Face a esta situação pouco simpática para a classe feminina, põe-se o problema de saber o que pode fazer a cultura para mudar a situação. Competirá ao fórum sobre «a cultura no feminino» identificar as respostas mais adequadas. Da nossa parte, entendemos que na arte podemos encontrar o segredo da questão. É que a arte tem uma pedagogia que convence sem esforço e sem drama. Trata-se de uma pedagogia que contagia os comportamentos e as atitudes na perspectiva da mudança que se pretende. Então, o género tem tudo a ganhar com o investimento de uma acção pro-igualdade nas letras,  nas artes e na vida. A linguagem de todos os géneros culturais deve ser desafiada para essa pedagogia  e para essa pareceria da igualdade.  Nessa azágua, as vozes femininas e masculinas estão condenadas a semear, lado a lado, a harmonia dos direitos para que no género haja equilíbrio salutar e merecido, e não arrogância cobarde da discriminação, nem o facilitismo enfezado  do igualitarismo forçado e imposto.
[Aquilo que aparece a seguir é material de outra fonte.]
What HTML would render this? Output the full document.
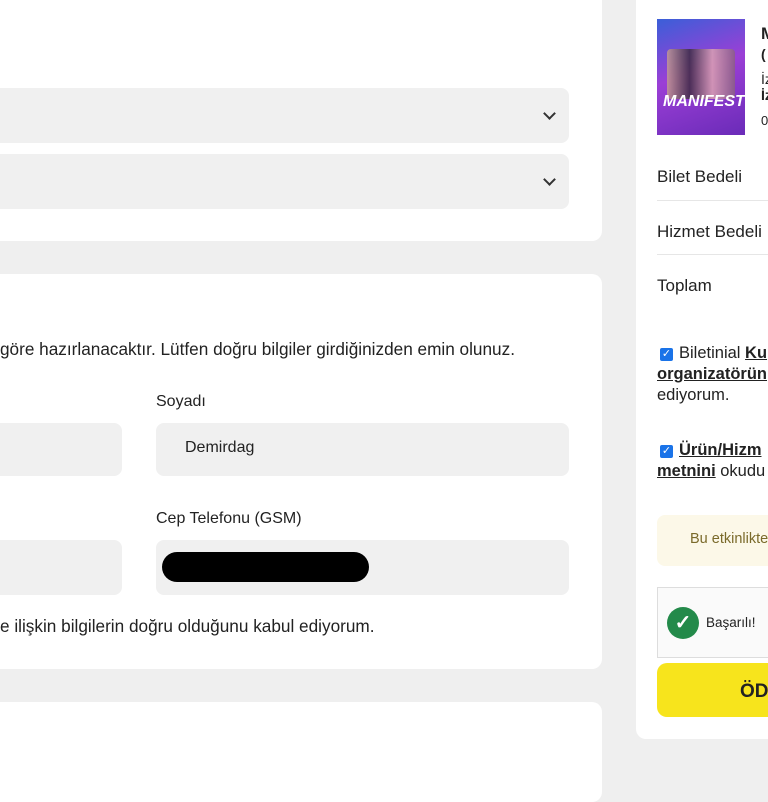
<!DOCTYPE html>
<html><head><meta charset="utf-8"><style>
body{margin:0;width:768px;height:768px;background:#efefef;font-family:"Liberation Sans",Roboto,sans-serif;position:relative;overflow:hidden;color:#222}
.card{position:absolute;background:#fff;border-radius:10px}
.in{position:absolute;background:#f0f0f0;border-radius:8px}
.t{position:absolute;white-space:nowrap}
.chev{position:absolute;width:7px;height:7px;border-right:2px solid #333;border-bottom:2px solid #333;transform:rotate(45deg)}
.cb{display:inline-block;width:13px;height:13px;background:#1a73e8;border-radius:2px;color:#fff;font-size:11px;line-height:13px;text-align:center;vertical-align:1px;margin-right:6px}
hr{position:absolute;border:0;border-top:1px solid #e6e6e6;margin:0}
</style></head><body>
<div class="card" style="left:-20px;top:-20px;width:622px;height:261px"></div>
<div class="in" style="left:-10px;top:88px;width:579px;height:55px"></div>
<div class="chev" style="left:545px;top:109px"></div>
<div class="in" style="left:-10px;top:154px;width:579px;height:55px"></div>
<div class="chev" style="left:545px;top:175px"></div>

<div class="card" style="left:-20px;top:274px;width:622px;height:395px"></div>
<div class="t" style="left:0;top:339px;font-size:17.2px">göre hazırlanacaktır. Lütfen doğru bilgiler girdiğinizden emin olunuz.</div>
<div class="t" style="left:156px;top:393px;font-size:16px">Soyadı</div>
<div class="in" style="left:-10px;top:423px;width:132px;height:53px"></div>
<div class="in" style="left:156px;top:423px;width:413px;height:53px"></div>
<div class="t" style="left:185px;top:439px;font-size:16px">Demirdag</div>
<div class="t" style="left:156px;top:510px;font-size:16px">Cep Telefonu (GSM)</div>
<div class="in" style="left:-10px;top:540px;width:132px;height:55px"></div>
<div class="in" style="left:156px;top:540px;width:413px;height:55px"></div>
<div style="position:absolute;left:162px;top:552px;width:207px;height:30px;background:#000;border-radius:15px"></div>
<div class="t" style="left:0;top:616px;font-size:17.2px">e ilişkin bilgilerin doğru olduğunu kabul ediyorum.</div>

<div class="card" style="left:-20px;top:702px;width:622px;height:100px"></div>

<div class="card" style="left:636px;top:-20px;width:160px;height:759px"></div>
<div style="position:absolute;left:657px;top:19px;width:88px;height:116px;background:linear-gradient(160deg,#3a5fd8 0%,#9b3fd6 45%,#6a2bb8 100%)">
<div style="position:absolute;left:10px;top:30px;width:68px;height:50px;background:linear-gradient(90deg,#c9a090,#3a2a3a,#e0a8b0,#8a6080);opacity:.8;border-radius:4px"></div>
<div style="position:absolute;left:6px;top:74px;color:#fff;font-weight:bold;font-style:italic;font-size:16px">MANIFEST</div></div>
<div class="t" style="left:761px;top:24px;font-size:17px;font-weight:bold">M</div>
<div class="t" style="left:761px;top:46px;font-size:14px;font-weight:bold">(</div>
<div class="t" style="left:761px;top:71px;font-size:14px">İz</div>
<div class="t" style="left:761px;top:87px;font-size:14px;font-weight:bold">İz</div>
<div class="t" style="left:761px;top:113px;font-size:13px">0</div>
<div class="t" style="left:657px;top:167px;font-size:17px">Bilet Bedeli</div>
<hr style="left:657px;top:200px;width:111px">
<div class="t" style="left:657px;top:222px;font-size:17px">Hizmet Bedeli</div>
<hr style="left:657px;top:254px;width:111px">
<div class="t" style="left:657px;top:276px;font-size:17px">Toplam</div>
<div class="t" style="left:660px;top:344px;font-size:16.5px"><span class="cb">✓</span>Biletinial <b><u>Ku</u></b></div>
<div class="t" style="left:657px;top:365px;font-size:16.5px;font-weight:bold"><u>organizatörün</u></div>
<div class="t" style="left:657px;top:386px;font-size:16.5px">ediyorum.</div>
<div class="t" style="left:660px;top:441px;font-size:16.5px"><span class="cb">✓</span><b><u>Ürün/Hizm</u></b></div>
<div class="t" style="left:657px;top:462px;font-size:16.5px"><b><u>metnini</u></b> okudu</div>
<div style="position:absolute;left:657px;top:515px;width:130px;height:51px;background:#fcf8e8;border-radius:8px"></div>
<div class="t" style="left:690px;top:531px;font-size:14.5px;color:#7a6a2a">Bu etkinlikte</div>
<div style="position:absolute;left:657px;top:587px;width:130px;height:69px;background:#fafafa;border:1px solid #ddd"></div>
<div style="position:absolute;left:667px;top:607px;width:32px;height:32px;border-radius:50%;background:#238a4a;color:#fff;text-align:center;line-height:32px;font-size:20px;font-weight:bold">✓</div>
<div class="t" style="left:706px;top:615px;font-size:13.5px">Başarılı!</div>
<div style="position:absolute;left:657px;top:663px;width:130px;height:54px;background:#f7e41c;border-radius:10px"></div>
<div class="t" style="left:740px;top:681px;font-size:19px;font-weight:bold">ÖD</div>
</body></html>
Mais do que o feminismo, a mulher, através da cultura, ganha o sentido da feminilidade, que é um apropriar do ser feminino, na sua essência. Esta postura cultural é,  a um tempo, emancipador do género. Com efeito, a feminilidade não se propõe a destruição do mundo masculino, pois a mulher também o habita e é só nessa parceria que o género sai reforçado e emancipado.
O Ministério da Cultura apela a todos os agentes e instituições culturais, a todos os políticos e governantes, a toda a sociedade civil e cidadãos em geral no sentido de celebrar o 27 de Março 365 dias por ano, numa perspectiva não de feminismo redutor, mas de um humanismo pujante onde o desabrochar do género acontece,  de mil maneiras, na liberdade e na complementaridade.

Esperamos que esta mesa-redonda sobre «a cultura no feminino», que temos a honra de declarar aberta, traga imputs e aconselhamentos de como insuflar mais e melhor oxigénio à parceria do género em Cabo Verde e à celebração do 27 de Março, hoje e sempre. Diga-se em remate final que o poder das mulheres e do género é a própria condição para a continuação do humanismo, da cultura e da cidadania plena.


                                                                                              Muito obrigado.